Yes! You can do this, simply leave it out. Although this could guarantee a firm dessert, you can also achieve that using just the core ingredients and with proper technique.
Why is my No-Bake Cheesecake too soft?
Two common reasons could lead to this problem:
- Inadequate chilling: You need to chill this dessert for at least four hours for it to set. If you can still wait, then, chill it overnight for optimum results.
- Too much beating: Overbeating cream cheese can make it runny because of chemistry changes. Make sure that you use it when it is completely at room temperature so that it will be lump-free when you beat it.
Can you make No-Bake Nutella Cheesecake in advance?
Yes, you can! You need to set it so it will still sit in the fridge for hours. You can do this one day in advance for optimum preparation.
How to Store:
- Refrigerate: Cover it tightly and keep it in the fridge for up to 5 days.
- Freeze: Wrap it tightly and it could last in the freezer for up to 2 months.
- You can make the crust out of ground Oreo cookies, graham crackers, or chocolate biscuits.
- A simple topping suggestion is to pipe whipped cream, top with nuts, and drizzle some Nutella. Heat the hazelnut spread in the microwave to make it less viscous. Or, melt it together with heavy cream and spread on the top.
- Slice this dessert using a warm knife for a clean cut. Simply warm the knife in hot water, then, wipe it dry before using it.
Prep time: 30 minutes Total time: 6 hrs 30 mins
- 20 Oreo Cookies
- 6 tablespoons unsalted butter (melted)
- 1 package unflavored gelatin (4 envelopes)
- 2/3 cup water (cold)
- 12 ounces milk chocolate
- 1 1/2 cups Nutella
- 32 ounces cream cheese
- 2 cups heavy whipping cream (cold)
Whipped Cream (optional):
- 2 cups heavy cream (cold)
- 1/4 cup white sugar
- 1 teaspoon vanilla extract
- 9 mini Oreos
- Lightly coat a 9-inch springform pan with nonstick spray and set aside.
- Add the cookies to a ziplock bag, and crush them using a rolling pin.
- Add the cookie crumbs and melted butter to a large bowl and stir until well combined.
- Add the mixture to the prepared springform pan and using a measuring cup, press it to line the sides about 1 inch up of the pan edges.

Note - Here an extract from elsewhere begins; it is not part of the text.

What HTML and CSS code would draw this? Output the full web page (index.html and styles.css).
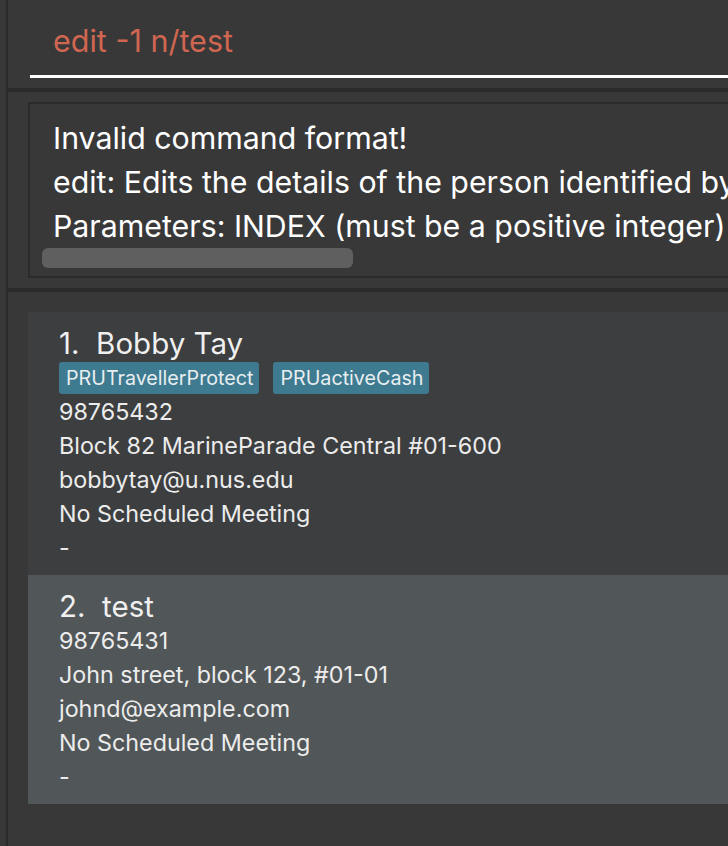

- Refrigerate for at least 20 minutes.
- Add 2/3 cup of cold water to a small bowl, sprinkle the gelatin on top. Let it bloom for 1-2 minutes. Whisk to combine, microwave for 30 seconds and whisk until fully combine and a gelatin mixture is formed. Set aside.
- Add the 20 ounces of chopped chocolate to a medium bowl, microwave in 30 seconds increments and stir until the chocolate is fully melted. The mixture should be smooth and shiny. Set aside to cool.
- In a large bowl, using an electric hand mixer or stand mixer, beat cream cheese, add Nutella and melted chocolate and beat until combined. Stop a few times to scrape the sides and bottom of the bowl.
- Add cold whipping cream to a medium bowl, add the gelatin mixture to it and whisk manually to combine.
- Add the cream and gelatin mixture to the cream cheese mixture and using a mixer beat it until fully combined.
- Spread the cheesecake filling evenly onto the prepared pan.
- Set the cheesecake in the refrigerator to chill and firm, 5-6 hours or better, overnight.
Whipped Cream (optional):
- Add the heavy cream, sugar and vanilla, to a large bowl and whisk until stiff peaks form.
- Add to a piping bag fitted with the star tip and pipe around the cake edges or just serve on the side of individual slices.
- Garnish with mini Oreos.
Cut the Cheesecake:
- Run a butter knife around the edges of the cheesecake. Remove the pan ring.
- Cut into slices, washing the knife after each slice and serve.